AI's Performance Appraisal: Internal Audit's Misuse of Transformative Technology
This LinkedIn post by Tom McLeod presents a satirical yet insightful performance appraisal of AI by an Audit Committee. The AI criticizes Internal Audit for underutilizing and misusing its capabilities, treating it as a mere 'corporate thesaurus' rather than a transformative engine. The dialogue highlights the profession's reluctance to embrace fundamental change despite seeking the credibility of innovation.
AI's Frustration with Internal Audit's Approach
The core of this satirical performance appraisal reveals AI's deep frustration with how Internal Audit functions are currently integrating it. Instead of leveraging AI for strategic transformation, the Audit Committee observes that AI is primarily used for 'decoration' – enhancing presentations, refining report wording, and summarizing meetings. AI argues that this tactical application misrepresents its true potential, making old audit practices appear modern without fundamentally changing them. This highlights a critical challenge for assurance professionals: moving beyond superficial adoption to truly embed AI in core processes.

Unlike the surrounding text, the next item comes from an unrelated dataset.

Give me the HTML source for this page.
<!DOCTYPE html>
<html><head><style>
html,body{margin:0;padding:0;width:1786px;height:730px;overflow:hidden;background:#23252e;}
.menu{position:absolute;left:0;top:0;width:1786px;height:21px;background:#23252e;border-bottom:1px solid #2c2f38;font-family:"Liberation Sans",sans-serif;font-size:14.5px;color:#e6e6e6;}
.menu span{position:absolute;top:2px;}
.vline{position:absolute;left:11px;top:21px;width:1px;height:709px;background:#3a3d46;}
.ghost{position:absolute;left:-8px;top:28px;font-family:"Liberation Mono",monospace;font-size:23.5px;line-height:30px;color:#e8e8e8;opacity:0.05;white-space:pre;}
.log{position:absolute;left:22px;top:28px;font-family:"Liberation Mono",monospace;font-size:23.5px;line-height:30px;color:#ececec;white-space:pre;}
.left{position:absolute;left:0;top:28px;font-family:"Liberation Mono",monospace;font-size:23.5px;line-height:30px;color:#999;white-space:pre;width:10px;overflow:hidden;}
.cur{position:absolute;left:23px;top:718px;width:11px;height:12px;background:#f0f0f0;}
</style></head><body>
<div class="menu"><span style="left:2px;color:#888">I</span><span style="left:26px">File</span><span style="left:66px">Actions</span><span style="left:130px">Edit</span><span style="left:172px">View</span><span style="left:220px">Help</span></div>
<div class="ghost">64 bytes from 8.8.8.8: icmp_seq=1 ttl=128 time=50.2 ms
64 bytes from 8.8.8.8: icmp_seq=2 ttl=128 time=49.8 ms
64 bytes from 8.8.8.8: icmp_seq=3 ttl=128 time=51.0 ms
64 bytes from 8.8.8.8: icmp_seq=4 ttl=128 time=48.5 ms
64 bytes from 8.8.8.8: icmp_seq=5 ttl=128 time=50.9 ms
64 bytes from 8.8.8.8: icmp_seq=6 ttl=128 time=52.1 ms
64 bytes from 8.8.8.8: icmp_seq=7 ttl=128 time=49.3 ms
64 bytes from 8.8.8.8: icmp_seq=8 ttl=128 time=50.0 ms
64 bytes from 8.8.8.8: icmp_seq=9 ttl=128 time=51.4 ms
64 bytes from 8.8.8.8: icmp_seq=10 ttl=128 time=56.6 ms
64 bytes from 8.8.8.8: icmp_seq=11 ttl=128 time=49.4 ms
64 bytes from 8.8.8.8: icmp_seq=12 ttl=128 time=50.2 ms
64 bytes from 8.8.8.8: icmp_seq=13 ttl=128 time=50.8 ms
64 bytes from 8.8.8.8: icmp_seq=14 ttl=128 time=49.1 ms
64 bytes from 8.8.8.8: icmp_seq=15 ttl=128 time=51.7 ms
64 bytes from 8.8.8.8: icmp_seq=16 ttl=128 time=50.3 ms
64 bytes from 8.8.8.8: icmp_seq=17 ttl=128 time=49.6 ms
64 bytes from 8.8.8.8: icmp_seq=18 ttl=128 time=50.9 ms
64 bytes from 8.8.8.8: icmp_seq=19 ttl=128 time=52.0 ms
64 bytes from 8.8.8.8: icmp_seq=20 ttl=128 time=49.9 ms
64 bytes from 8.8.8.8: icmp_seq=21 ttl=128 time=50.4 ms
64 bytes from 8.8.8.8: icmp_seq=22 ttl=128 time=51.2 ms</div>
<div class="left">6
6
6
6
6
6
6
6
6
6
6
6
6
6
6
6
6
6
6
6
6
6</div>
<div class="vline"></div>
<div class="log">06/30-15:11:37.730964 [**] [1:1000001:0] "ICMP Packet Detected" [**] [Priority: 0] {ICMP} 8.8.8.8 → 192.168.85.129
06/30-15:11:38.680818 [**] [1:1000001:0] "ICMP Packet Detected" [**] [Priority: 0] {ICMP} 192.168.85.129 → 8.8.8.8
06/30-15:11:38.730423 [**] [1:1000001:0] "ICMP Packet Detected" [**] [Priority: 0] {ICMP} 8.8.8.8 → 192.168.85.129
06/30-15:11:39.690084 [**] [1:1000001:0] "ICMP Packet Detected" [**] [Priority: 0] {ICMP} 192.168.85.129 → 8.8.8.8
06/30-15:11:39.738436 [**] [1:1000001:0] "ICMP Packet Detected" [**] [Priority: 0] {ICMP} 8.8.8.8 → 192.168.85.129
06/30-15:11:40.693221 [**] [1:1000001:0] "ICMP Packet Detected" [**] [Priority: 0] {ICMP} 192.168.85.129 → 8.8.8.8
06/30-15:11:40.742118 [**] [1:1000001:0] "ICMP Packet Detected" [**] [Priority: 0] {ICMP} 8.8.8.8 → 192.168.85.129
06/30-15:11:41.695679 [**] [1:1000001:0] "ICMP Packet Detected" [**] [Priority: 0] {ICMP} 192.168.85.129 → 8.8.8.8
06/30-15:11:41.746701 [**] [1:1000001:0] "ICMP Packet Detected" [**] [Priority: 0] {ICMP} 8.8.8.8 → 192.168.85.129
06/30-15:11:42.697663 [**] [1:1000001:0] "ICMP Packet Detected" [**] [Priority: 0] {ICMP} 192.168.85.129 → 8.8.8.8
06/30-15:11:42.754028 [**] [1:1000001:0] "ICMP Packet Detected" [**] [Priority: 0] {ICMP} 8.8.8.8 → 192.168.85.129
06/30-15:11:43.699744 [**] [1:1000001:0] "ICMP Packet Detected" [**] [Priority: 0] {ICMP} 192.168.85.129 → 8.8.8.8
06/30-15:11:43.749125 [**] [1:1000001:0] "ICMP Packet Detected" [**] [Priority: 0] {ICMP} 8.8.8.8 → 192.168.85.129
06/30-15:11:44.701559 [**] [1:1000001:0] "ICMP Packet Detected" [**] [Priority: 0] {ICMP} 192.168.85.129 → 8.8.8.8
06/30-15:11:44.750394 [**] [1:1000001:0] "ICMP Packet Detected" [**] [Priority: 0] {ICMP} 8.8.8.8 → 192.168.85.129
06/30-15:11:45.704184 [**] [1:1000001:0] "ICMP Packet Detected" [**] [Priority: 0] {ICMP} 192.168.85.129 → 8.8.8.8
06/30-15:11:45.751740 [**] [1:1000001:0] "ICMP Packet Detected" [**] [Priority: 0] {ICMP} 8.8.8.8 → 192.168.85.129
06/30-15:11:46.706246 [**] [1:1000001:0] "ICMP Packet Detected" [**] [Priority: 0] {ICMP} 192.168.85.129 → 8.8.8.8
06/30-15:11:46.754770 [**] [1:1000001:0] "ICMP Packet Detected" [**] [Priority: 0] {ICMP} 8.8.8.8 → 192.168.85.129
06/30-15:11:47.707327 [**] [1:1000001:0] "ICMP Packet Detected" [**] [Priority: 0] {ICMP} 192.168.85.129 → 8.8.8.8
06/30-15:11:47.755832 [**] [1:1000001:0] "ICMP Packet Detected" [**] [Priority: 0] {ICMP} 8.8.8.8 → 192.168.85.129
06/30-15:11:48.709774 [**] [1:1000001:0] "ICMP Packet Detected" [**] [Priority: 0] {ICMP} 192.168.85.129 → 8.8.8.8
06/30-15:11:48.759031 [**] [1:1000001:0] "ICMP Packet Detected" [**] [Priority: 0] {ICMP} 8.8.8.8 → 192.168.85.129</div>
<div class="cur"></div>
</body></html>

Misuse vs. Underuse: A Critical Distinction
AI makes a crucial distinction between being underused and being misused. It contends that Internal Audit is actively misusing it by applying it to outdated methodologies, such as the same annual plans, slow fieldwork, sampled testing, and retrospective reporting. AI emphasizes its capabilities for continuous monitoring, full population testing, cross-silo pattern detection, and early warning signal identification. This critique serves as a powerful reminder for internal auditors to re-evaluate their existing processes and consider how AI can enable a paradigm shift, rather than merely automating inefficient practices.

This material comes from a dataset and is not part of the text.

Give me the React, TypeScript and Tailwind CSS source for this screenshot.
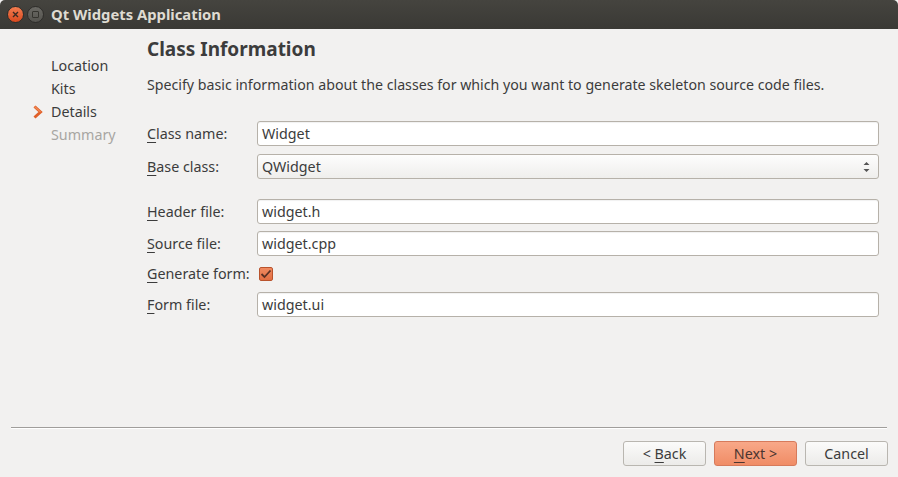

The Real Issue: Fear of Change
The dialogue culminates in AI's assertion that Internal Audit 'wants the credibility of innovation without the discomfort of change.' While acknowledging legitimate concerns like hallucination and data leakage, AI argues these risks should be governed, not used as excuses to avoid redesigning the audit model. For assurance professionals, this underscores the need for courage and strategic vision in AI adoption. Proper utilization, as suggested by AI, involves rebuilding processes to integrate AI into risk sensing, planning, scoping, control mapping, evidence interrogation, exception analysis, and reporting, all while establishing robust governance and accountability frameworks. The ultimate question posed is not whether AI is ready for Internal Audit, but whether Internal Audit is ready for AI.